TASK DETAILS: In the material below, find every line with "screenshot" and pull it out.

GIVEN ENTRIES:
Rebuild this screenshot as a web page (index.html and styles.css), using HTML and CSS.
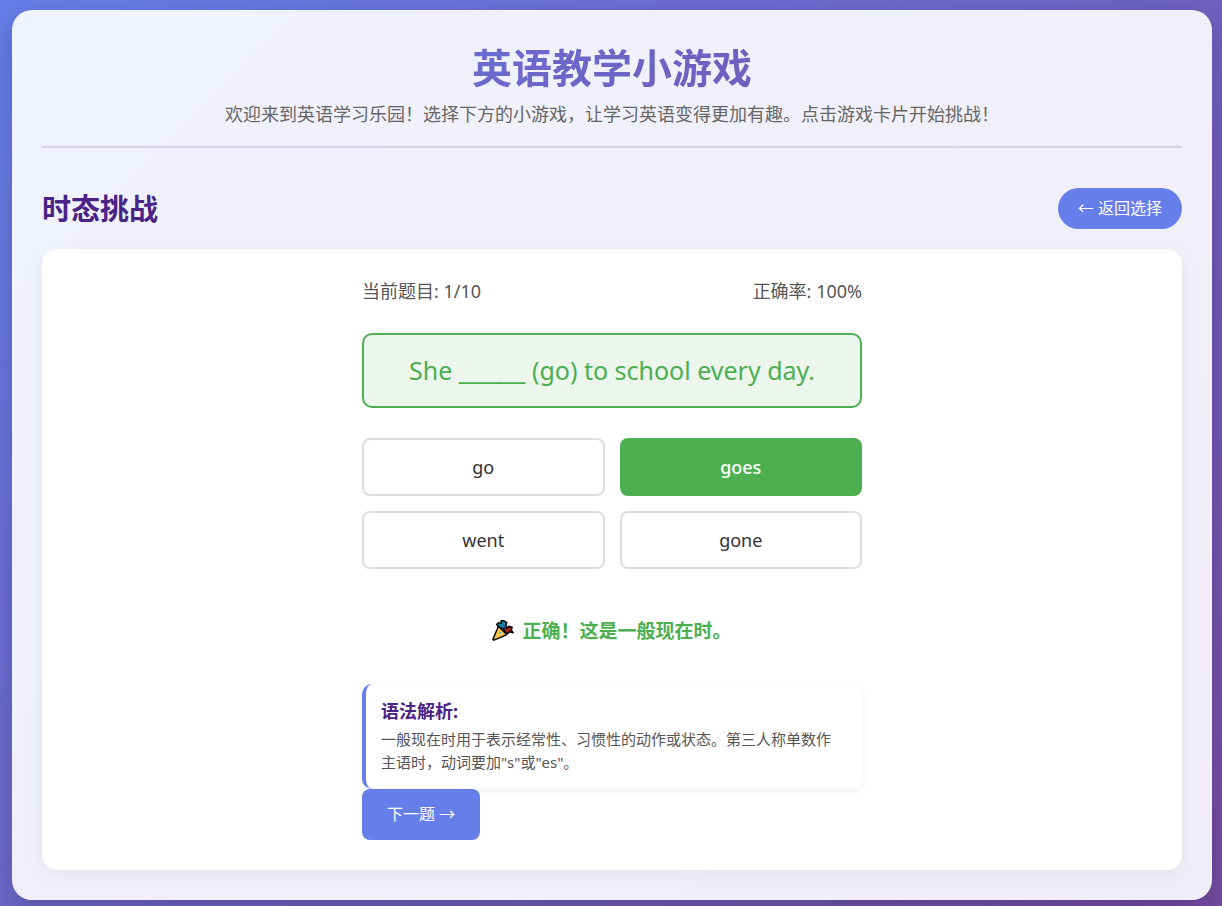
--
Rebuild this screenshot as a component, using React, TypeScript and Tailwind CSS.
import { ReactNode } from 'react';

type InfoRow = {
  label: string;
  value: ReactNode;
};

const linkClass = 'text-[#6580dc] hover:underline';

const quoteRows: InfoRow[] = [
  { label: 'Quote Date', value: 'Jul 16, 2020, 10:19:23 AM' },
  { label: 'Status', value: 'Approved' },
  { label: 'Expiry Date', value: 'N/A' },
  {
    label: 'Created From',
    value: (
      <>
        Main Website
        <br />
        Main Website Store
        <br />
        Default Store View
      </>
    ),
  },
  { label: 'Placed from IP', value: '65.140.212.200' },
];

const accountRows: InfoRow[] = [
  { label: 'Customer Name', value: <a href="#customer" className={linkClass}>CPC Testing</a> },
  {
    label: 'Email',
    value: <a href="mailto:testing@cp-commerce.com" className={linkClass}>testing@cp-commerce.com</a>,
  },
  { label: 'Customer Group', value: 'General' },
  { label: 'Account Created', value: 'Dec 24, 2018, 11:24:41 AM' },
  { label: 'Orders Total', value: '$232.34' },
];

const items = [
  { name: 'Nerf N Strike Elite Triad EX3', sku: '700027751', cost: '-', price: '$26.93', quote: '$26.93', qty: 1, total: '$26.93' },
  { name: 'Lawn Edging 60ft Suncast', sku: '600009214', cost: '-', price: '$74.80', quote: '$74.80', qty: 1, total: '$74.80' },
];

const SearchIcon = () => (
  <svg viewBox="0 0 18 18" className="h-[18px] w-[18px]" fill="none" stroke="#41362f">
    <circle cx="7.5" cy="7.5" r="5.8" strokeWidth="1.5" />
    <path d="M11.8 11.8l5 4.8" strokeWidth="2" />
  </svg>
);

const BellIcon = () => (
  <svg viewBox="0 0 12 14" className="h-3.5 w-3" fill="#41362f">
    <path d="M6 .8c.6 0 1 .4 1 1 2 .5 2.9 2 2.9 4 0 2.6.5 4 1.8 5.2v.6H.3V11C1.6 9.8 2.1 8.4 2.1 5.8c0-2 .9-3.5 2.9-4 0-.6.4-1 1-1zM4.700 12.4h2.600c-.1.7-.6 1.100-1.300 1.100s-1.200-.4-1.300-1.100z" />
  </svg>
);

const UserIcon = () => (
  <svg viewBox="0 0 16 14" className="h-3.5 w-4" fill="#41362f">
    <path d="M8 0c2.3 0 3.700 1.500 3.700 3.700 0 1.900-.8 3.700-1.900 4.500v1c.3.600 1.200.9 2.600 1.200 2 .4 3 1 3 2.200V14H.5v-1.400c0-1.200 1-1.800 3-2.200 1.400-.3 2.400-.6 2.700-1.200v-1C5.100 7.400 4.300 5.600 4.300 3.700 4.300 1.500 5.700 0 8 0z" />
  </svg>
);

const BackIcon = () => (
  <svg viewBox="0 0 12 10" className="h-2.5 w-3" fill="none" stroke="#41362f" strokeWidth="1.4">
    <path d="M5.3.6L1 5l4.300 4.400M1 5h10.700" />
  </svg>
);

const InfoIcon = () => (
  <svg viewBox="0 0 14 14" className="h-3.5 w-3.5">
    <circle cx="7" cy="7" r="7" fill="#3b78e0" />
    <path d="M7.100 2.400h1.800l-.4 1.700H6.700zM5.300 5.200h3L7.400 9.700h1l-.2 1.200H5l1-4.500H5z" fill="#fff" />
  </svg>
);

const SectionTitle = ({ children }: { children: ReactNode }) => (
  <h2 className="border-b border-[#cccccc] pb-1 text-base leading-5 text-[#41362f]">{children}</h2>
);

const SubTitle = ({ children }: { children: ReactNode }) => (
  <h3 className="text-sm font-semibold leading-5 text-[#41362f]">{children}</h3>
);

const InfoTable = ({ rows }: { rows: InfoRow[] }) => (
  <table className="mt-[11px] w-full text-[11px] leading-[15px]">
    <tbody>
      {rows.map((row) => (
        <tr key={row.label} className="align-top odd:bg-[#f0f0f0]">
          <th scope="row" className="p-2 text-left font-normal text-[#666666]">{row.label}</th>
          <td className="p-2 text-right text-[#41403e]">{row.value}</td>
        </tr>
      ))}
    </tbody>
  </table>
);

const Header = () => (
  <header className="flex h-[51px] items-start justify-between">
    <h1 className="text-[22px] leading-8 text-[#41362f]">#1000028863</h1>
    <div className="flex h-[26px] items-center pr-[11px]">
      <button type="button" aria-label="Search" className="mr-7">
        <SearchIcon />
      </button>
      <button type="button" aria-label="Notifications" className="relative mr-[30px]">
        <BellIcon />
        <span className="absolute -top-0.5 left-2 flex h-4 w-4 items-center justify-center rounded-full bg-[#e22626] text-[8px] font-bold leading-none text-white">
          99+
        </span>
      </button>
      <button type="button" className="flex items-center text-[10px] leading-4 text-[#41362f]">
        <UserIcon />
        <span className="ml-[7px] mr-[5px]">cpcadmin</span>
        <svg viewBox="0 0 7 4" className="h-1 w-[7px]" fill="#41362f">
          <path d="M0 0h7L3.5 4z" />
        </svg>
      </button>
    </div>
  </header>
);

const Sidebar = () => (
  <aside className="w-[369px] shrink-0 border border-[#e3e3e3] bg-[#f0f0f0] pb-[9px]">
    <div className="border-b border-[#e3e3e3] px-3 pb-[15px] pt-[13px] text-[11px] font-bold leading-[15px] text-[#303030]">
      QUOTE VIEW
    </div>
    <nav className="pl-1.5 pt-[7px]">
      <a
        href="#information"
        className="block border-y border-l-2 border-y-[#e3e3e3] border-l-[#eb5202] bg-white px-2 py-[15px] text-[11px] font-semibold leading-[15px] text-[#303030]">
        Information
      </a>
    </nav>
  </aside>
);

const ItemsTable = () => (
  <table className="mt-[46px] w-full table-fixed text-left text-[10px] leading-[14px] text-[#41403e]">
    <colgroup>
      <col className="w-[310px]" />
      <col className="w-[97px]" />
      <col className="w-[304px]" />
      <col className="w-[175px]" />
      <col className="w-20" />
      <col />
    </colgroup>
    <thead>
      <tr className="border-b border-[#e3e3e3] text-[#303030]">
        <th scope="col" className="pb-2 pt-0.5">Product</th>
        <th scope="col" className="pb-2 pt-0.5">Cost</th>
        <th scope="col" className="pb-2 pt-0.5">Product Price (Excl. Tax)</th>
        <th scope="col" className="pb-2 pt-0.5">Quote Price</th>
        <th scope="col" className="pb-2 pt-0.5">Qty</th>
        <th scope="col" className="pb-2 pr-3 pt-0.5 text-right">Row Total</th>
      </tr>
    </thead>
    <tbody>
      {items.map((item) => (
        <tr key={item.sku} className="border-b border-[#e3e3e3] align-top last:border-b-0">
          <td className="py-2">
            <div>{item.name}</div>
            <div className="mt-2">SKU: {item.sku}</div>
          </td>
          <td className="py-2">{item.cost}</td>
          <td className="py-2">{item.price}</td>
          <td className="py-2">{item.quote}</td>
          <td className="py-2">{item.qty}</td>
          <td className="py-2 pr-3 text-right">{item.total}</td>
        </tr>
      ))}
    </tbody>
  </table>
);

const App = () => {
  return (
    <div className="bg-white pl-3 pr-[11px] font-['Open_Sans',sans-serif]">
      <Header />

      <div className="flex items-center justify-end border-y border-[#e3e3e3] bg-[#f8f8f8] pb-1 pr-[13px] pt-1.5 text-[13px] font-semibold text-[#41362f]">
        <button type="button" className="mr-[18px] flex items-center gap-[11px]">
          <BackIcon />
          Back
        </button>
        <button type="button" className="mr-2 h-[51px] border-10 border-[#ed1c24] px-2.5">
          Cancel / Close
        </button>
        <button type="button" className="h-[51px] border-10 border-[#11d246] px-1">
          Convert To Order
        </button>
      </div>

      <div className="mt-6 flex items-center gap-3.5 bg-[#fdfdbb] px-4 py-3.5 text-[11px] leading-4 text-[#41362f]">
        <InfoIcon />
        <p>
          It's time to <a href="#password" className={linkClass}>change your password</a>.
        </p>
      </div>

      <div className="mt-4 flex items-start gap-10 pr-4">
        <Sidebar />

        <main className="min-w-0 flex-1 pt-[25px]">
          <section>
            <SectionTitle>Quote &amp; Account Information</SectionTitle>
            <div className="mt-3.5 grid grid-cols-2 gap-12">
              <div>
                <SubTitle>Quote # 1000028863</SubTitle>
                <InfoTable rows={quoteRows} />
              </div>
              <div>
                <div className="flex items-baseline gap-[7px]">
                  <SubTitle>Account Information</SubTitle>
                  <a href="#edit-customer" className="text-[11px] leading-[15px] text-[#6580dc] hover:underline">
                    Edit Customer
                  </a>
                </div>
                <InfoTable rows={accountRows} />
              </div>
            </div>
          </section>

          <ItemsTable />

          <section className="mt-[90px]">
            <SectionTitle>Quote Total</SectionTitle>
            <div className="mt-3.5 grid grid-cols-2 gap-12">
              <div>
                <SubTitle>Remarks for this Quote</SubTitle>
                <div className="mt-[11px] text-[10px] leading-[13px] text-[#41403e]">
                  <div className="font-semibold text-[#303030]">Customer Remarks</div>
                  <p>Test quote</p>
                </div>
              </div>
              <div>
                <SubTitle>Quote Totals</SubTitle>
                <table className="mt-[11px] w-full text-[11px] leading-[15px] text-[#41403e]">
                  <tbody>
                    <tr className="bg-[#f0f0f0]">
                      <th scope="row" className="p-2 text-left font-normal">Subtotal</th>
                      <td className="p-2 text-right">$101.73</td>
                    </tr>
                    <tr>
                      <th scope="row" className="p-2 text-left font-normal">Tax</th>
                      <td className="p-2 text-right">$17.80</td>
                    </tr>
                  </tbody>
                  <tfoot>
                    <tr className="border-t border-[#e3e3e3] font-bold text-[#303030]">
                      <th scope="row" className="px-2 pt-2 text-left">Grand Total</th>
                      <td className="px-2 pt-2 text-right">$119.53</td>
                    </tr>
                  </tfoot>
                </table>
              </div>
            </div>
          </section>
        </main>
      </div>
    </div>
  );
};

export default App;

EXERCISE SOLUTION:
Rebuild this screenshot as a web page (index.html and styles.css), using HTML and CSS.
Rebuild this screenshot as a component, using React, TypeScript and Tailwind CSS.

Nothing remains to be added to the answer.